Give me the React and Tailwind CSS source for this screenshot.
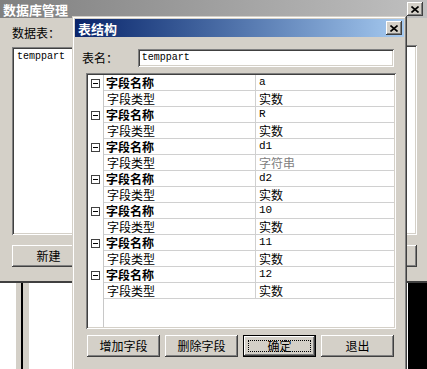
import React from 'react';

const raised = "shadow-[inset_-1px_-1px_0_#404040,inset_1px_1px_0_#ffffff,inset_-2px_-2px_0_#808080,inset_2px_2px_0_#d4d0c8]";
const sunken = "shadow-[inset_1px_1px_0_#808080,inset_-1px_-1px_0_#ffffff,inset_2px_2px_0_#404040,inset_-2px_-2px_0_#d4d0c8]";

const CloseBtn = () => (
    <div className={`w-[16px] h-[14px] bg-[#d4d0c8] flex items-center justify-center ${raised}`}>
        <svg width="8" height="7" viewBox="0 0 8 7">
            <path d="M0.5 0.5 L7.5 6.5 M7.5 0.5 L0.5 6.5" stroke="#000" strokeWidth="1.6" />
        </svg>
    </div>
);

const Button = ({ children, isDefault, className = "" }) => (
    <div className={`h-[22px] bg-[#d4d0c8] flex items-center justify-center text-[12px] text-black ${isDefault ? "border border-black" : ""} ${raised} ${className}`}>
        {isDefault ? (
            <div className="w-[calc(100%-8px)] h-[calc(100%-8px)] border border-dotted border-black flex items-center justify-center">{children}</div>
        ) : children}
    </div>
);

const Minus = () => (
    <div className="w-[9px] h-[9px] border border-[#404040] bg-white flex items-center justify-center">
        <div className="w-[5px] h-px bg-black" />
    </div>
);

const fields = [
    ['a', '实数'],
    ['R', '实数'],
    ['d1', '字符串', true],
    ['d2', '实数'],
    ['10', '实数'],
    ['11', '实数'],
    ['12', '实数'],
];

const App = () => (
    <div className="relative w-[427px] h-[369px] overflow-hidden bg-white font-['Noto_Sans_CJK_SC','Liberation_Sans',sans-serif] text-black select-none">
        {/* background window */}
        <div className="h-[283px] bg-[#d4d0c8] flex flex-col border-b-2 border-[#404040]">
            <div className="h-[18px] bg-gradient-to-r from-[#808080] to-[#c0c0c0] flex items-center justify-between pl-[3px] pr-[4px]">
                <span className="text-white font-bold text-[13px] leading-none">数据库管理</span>
                <CloseBtn />
            </div>
            <div className="flex justify-between">
                <div className="pl-[12px] w-[140px] flex flex-col">
                    <div className="mt-[8px] h-[14px] text-[12px] leading-[14px]">数据表：</div>
                    <div className={`mt-[7px] h-[188px] w-[73px] bg-white p-[3px] ${sunken}`}>
                        <div className="font-['Liberation_Mono',monospace] text-[10px] leading-[14px] pl-[2px]">temppart</div>
                    </div>
                    <Button className="mt-[10px] w-[73px]">新建</Button>
                </div>
                <div className="pr-[10px] w-[100px] flex flex-col">
                    <div className={`mt-[27px] h-[190px] bg-white ${sunken}`} />
                    <Button className="mt-[10px]"> </Button>
                </div>
            </div>
        </div>
        {/* window behind, lower part */}
        <div className="h-[86px] flex">
            <div className="w-[16px] bg-white" />
            <div className="w-[5px] bg-[#d4d0c8]" />
            <div className="w-[2px] bg-black" />
            <div className="w-[6px] bg-[#d4d0c8]" />
            <div className="flex-1 bg-white" />
            <div className="w-[19px] bg-black" />
        </div>

        {/* dialog */}
        <div className="absolute left-[72px] top-[16px] w-[335px] h-[360px] bg-[#d4d0c8] p-[3px] shadow-[inset_-1px_-1px_0_#404040,inset_1px_1px_0_#d4d0c8,inset_-2px_-2px_0_#808080,inset_2px_2px_0_#ffffff]">
            <div className="h-[18px] bg-gradient-to-r from-[#0a246a] to-[#a6caf0] flex items-center justify-between pl-[3px] pr-[2px]">
                <span className="text-white font-bold text-[13px] leading-none">表结构</span>
                <CloseBtn />
            </div>
            <div className="flex flex-col pl-[11px] pr-[10px]">
                <div className="mt-[12px] flex items-center h-[18px]">
                    <span className="w-[52px] pl-[-4px] -ml-[4px] text-[12px] leading-none">表名：</span>
                    <div className={`ml-[4px] w-[257px] h-[18px] bg-white flex items-center pl-[4px] ${sunken}`}>
                        <span className="font-['Liberation_Mono',monospace] text-[10px] leading-none">temppart</span>
                    </div>
                </div>
                <div className={`mt-[6px] w-[310px] h-[256px] bg-white p-[2px] ${sunken}`}>
                    <div className="flex h-full">
                        <div className="w-[16px] border-r border-[#c8c8c8] flex flex-col">
                            {fields.map((f) => (
                                <div key={f[0]} className="h-[32px]">
                                    <div className="h-[16px] flex items-center pl-[3px]">
                                        <Minus />
                                    </div>
                                </div>
                            ))}
                        </div>
                        <div className="flex-1 flex flex-col text-[12px]">
                            {fields.map(([name, type, grey]) => (
                                <React.Fragment key={name}>
                                    <div className="h-[16px] flex border-b border-[#d0d0d0]">
                                        <div className="w-[152px] border-r border-[#d0d0d0] pl-[2px] font-bold leading-[15px]">字段名称</div>
                                        <div className="flex-1 pl-[3px] font-['Liberation_Mono',monospace] text-[11px] leading-[15px]">{name}</div>
                                    </div>
                                    <div className="h-[16px] flex border-b border-[#d0d0d0]">
                                        <div className="w-[152px] border-r border-[#d0d0d0] pl-[3px] leading-[15px]">字段类型</div>
                                        <div className={`flex-1 pl-[3px] leading-[15px] ${grey ? "text-[#808080]" : ""}`}>{type}</div>
                                    </div>
                                </React.Fragment>
                            ))}
                        </div>
                    </div>
                </div>
                <div className="mt-[6px] flex gap-[5px] pl-[1px]">
                    <Button className="w-[73px]">增加字段</Button>
                    <Button className="w-[73px]">删除字段</Button>
                    <Button className="w-[73px]" isDefault>确定</Button>
                    <Button className="w-[73px]">退出</Button>
                </div>
            </div>
        </div>
    </div>
);

export default App;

### TASK GOAL
All lines in the data that contain the word "React" should be copied.

### WRITTEN ANSWER
Give me the React and Tailwind CSS source for this screenshot.
import React from 'react';
                                <React.Fragment key={name}>
                                </React.Fragment>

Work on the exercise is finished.